(DIRECTIONS): Retype all material exactly. Pictures stay out of the copy.
==== MATERIAL PROVIDED
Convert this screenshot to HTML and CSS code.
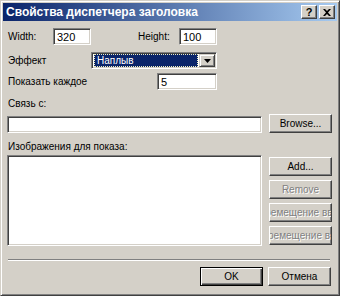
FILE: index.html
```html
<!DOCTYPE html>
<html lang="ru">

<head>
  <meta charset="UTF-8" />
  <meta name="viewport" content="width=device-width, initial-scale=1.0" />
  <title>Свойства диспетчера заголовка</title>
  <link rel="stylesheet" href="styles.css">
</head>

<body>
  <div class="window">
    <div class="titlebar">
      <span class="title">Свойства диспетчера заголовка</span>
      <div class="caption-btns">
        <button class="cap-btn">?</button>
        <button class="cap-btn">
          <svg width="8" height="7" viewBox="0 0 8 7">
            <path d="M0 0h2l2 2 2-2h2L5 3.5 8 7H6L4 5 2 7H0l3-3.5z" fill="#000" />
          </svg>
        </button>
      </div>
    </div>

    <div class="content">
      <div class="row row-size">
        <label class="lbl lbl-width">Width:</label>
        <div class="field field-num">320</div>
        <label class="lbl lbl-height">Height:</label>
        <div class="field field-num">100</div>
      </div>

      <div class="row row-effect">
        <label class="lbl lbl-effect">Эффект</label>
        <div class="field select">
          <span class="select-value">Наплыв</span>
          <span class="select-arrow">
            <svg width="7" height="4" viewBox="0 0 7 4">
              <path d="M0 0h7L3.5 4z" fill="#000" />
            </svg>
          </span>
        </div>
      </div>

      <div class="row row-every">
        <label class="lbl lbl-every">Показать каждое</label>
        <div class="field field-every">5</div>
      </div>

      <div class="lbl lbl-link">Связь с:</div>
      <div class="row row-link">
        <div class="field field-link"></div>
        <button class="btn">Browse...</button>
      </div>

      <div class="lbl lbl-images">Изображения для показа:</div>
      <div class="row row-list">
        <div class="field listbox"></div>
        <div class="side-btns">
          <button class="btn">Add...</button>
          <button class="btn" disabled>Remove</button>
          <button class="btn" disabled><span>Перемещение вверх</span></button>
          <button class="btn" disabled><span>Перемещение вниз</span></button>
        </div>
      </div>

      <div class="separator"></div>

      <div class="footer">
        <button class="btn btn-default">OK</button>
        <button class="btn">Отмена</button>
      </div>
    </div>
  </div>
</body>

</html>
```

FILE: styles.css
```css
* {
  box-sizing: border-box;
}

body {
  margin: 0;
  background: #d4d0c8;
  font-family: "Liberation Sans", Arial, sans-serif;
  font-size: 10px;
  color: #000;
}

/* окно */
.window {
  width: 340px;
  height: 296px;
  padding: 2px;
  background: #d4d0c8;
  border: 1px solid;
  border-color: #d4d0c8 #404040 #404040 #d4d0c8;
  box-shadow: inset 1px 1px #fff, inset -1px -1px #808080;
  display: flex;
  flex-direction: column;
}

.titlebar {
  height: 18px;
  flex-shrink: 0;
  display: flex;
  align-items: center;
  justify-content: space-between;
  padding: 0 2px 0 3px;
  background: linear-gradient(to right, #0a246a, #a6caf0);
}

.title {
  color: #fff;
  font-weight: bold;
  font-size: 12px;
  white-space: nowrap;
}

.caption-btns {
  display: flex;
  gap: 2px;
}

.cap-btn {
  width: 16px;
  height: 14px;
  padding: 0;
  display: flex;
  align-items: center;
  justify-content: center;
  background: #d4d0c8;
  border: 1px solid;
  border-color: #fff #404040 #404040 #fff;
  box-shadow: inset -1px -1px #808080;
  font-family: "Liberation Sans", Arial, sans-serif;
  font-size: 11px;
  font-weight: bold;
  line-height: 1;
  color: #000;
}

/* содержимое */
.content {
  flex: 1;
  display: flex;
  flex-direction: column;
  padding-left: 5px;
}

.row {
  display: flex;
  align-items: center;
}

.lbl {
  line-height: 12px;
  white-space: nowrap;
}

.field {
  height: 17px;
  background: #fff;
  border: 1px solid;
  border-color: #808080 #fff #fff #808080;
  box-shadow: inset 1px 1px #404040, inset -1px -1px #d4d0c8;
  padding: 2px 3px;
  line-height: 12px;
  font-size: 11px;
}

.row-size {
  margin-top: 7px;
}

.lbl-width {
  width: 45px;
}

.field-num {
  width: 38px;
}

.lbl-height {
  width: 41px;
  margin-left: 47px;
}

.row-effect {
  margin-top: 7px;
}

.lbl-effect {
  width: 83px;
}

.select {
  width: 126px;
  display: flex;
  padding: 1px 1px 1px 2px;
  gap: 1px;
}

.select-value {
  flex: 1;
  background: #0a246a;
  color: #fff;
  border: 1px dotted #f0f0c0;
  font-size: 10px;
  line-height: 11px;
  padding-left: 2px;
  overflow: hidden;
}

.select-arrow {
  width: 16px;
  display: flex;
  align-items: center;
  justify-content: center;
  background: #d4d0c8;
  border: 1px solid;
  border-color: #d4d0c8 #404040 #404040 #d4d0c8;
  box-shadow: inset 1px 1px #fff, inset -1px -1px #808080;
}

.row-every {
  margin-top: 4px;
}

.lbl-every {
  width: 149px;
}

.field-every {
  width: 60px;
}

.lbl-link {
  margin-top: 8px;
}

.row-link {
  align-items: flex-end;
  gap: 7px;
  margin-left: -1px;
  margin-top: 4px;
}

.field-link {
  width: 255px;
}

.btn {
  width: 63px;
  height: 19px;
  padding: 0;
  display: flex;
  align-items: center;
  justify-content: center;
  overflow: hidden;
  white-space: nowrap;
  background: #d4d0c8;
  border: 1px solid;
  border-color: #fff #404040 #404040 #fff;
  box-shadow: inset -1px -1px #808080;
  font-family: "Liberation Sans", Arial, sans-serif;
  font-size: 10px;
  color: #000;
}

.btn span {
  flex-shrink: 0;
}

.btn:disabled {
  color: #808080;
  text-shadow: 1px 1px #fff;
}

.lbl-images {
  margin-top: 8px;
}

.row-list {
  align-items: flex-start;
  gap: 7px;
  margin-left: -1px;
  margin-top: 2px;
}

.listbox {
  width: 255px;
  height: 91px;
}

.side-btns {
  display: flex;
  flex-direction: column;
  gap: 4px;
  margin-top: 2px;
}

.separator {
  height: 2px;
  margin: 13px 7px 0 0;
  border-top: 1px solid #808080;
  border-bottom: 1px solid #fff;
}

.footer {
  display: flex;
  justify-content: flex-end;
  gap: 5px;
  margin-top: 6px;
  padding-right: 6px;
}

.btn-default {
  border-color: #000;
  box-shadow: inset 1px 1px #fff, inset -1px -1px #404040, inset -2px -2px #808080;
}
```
========
(FINISHED TASK):
Convert this screenshot to HTML and CSS code.
FILE: index.html
```html
<!DOCTYPE html>
<html lang="ru">

<head>
  <meta charset="UTF-8" />
  <meta name="viewport" content="width=device-width, initial-scale=1.0" />
  <title>Свойства диспетчера заголовка</title>
  <link rel="stylesheet" href="styles.css">
</head>

<body>
  <div class="window">
    <div class="titlebar">
      <span class="title">Свойства диспетчера заголовка</span>
      <div class="caption-btns">
        <button class="cap-btn">?</button>
        <button class="cap-btn">
          <svg width="8" height="7" viewBox="0 0 8 7">
            <path d="M0 0h2l2 2 2-2h2L5 3.5 8 7H6L4 5 2 7H0l3-3.5z" fill="#000" />
          </svg>
        </button>
      </div>
    </div>

    <div class="content">
      <div class="row row-size">
        <label class="lbl lbl-width">Width:</label>
        <div class="field field-num">320</div>
        <label class="lbl lbl-height">Height:</label>
        <div class="field field-num">100</div>
      </div>

      <div class="row row-effect">
        <label class="lbl lbl-effect">Эффект</label>
        <div class="field select">
          <span class="select-value">Наплыв</span>
          <span class="select-arrow">
            <svg width="7" height="4" viewBox="0 0 7 4">
              <path d="M0 0h7L3.5 4z" fill="#000" />
            </svg>
          </span>
        </div>
      </div>

      <div class="row row-every">
        <label class="lbl lbl-every">Показать каждое</label>
        <div class="field field-every">5</div>
      </div>

      <div class="lbl lbl-link">Связь с:</div>
      <div class="row row-link">
        <div class="field field-link"></div>
        <button class="btn">Browse...</button>
      </div>

      <div class="lbl lbl-images">Изображения для показа:</div>
      <div class="row row-list">
        <div class="field listbox"></div>
        <div class="side-btns">
          <button class="btn">Add...</button>
          <button class="btn" disabled>Remove</button>
          <button class="btn" disabled><span>Перемещение вверх</span></button>
          <button class="btn" disabled><span>Перемещение вниз</span></button>
        </div>
      </div>

      <div class="separator"></div>

      <div class="footer">
        <button class="btn btn-default">OK</button>
        <button class="btn">Отмена</button>
      </div>
    </div>
  </div>
</body>

</html>
```

FILE: styles.css
```css
* {
  box-sizing: border-box;
}

body {
  margin: 0;
  background: #d4d0c8;
  font-family: "Liberation Sans", Arial, sans-serif;
  font-size: 10px;
  color: #000;
}

/* окно */
.window {
  width: 340px;
  height: 296px;
  padding: 2px;
  background: #d4d0c8;
  border: 1px solid;
  border-color: #d4d0c8 #404040 #404040 #d4d0c8;
  box-shadow: inset 1px 1px #fff, inset -1px -1px #808080;
  display: flex;
  flex-direction: column;
}

.titlebar {
  height: 18px;
  flex-shrink: 0;
  display: flex;
  align-items: center;
  justify-content: space-between;
  padding: 0 2px 0 3px;
  background: linear-gradient(to right, #0a246a, #a6caf0);
}

.title {
  color: #fff;
  font-weight: bold;
  font-size: 12px;
  white-space: nowrap;
}

.caption-btns {
  display: flex;
  gap: 2px;
}

.cap-btn {
  width: 16px;
  height: 14px;
  padding: 0;
  display: flex;
  align-items: center;
  justify-content: center;
  background: #d4d0c8;
  border: 1px solid;
  border-color: #fff #404040 #404040 #fff;
  box-shadow: inset -1px -1px #808080;
  font-family: "Liberation Sans", Arial, sans-serif;
  font-size: 11px;
  font-weight: bold;
  line-height: 1;
  color: #000;
}

/* содержимое */
.content {
  flex: 1;
  display: flex;
  flex-direction: column;
  padding-left: 5px;
}

.row {
  display: flex;
  align-items: center;
}

.lbl {
  line-height: 12px;
  white-space: nowrap;
}

.field {
  height: 17px;
  background: #fff;
  border: 1px solid;
  border-color: #808080 #fff #fff #808080;
  box-shadow: inset 1px 1px #404040, inset -1px -1px #d4d0c8;
  padding: 2px 3px;
  line-height: 12px;
  font-size: 11px;
}

.row-size {
  margin-top: 7px;
}

.lbl-width {
  width: 45px;
}

.field-num {
  width: 38px;
}

.lbl-height {
  width: 41px;
  margin-left: 47px;
}

.row-effect {
  margin-top: 7px;
}

.lbl-effect {
  width: 83px;
}

.select {
  width: 126px;
  display: flex;
  padding: 1px 1px 1px 2px;
  gap: 1px;
}

.select-value {
  flex: 1;
  background: #0a246a;
  color: #fff;
  border: 1px dotted #f0f0c0;
  font-size: 10px;
  line-height: 11px;
  padding-left: 2px;
  overflow: hidden;
}

.select-arrow {
  width: 16px;
  display: flex;
  align-items: center;
  justify-content: center;
  background: #d4d0c8;
  border: 1px solid;
  border-color: #d4d0c8 #404040 #404040 #d4d0c8;
  box-shadow: inset 1px 1px #fff, inset -1px -1px #808080;
}

.row-every {
  margin-top: 4px;
}

.lbl-every {
  width: 149px;
}

.field-every {
  width: 60px;
}

.lbl-link {
  margin-top: 8px;
}

.row-link {
  align-items: flex-end;
  gap: 7px;
  margin-left: -1px;
  margin-top: 4px;
}

.field-link {
  width: 255px;
}

.btn {
  width: 63px;
  height: 19px;
  padding: 0;
  display: flex;
  align-items: center;
  justify-content: center;
  overflow: hidden;
  white-space: nowrap;
  background: #d4d0c8;
  border: 1px solid;
  border-color: #fff #404040 #404040 #fff;
  box-shadow: inset -1px -1px #808080;
  font-family: "Liberation Sans", Arial, sans-serif;
  font-size: 10px;
  color: #000;
}

.btn span {
  flex-shrink: 0;
}

.btn:disabled {
  color: #808080;
  text-shadow: 1px 1px #fff;
}

.lbl-images {
  margin-top: 8px;
}

.row-list {
  align-items: flex-start;
  gap: 7px;
  margin-left: -1px;
  margin-top: 2px;
}

.listbox {
  width: 255px;
  height: 91px;
}

.side-btns {
  display: flex;
  flex-direction: column;
  gap: 4px;
  margin-top: 2px;
}

.separator {
  height: 2px;
  margin: 13px 7px 0 0;
  border-top: 1px solid #808080;
  border-bottom: 1px solid #fff;
}

.footer {
  display: flex;
  justify-content: flex-end;
  gap: 5px;
  margin-top: 6px;
  padding-right: 6px;
}

.btn-default {
  border-color: #000;
  box-shadow: inset 1px 1px #fff, inset -1px -1px #404040, inset -2px -2px #808080;
}
```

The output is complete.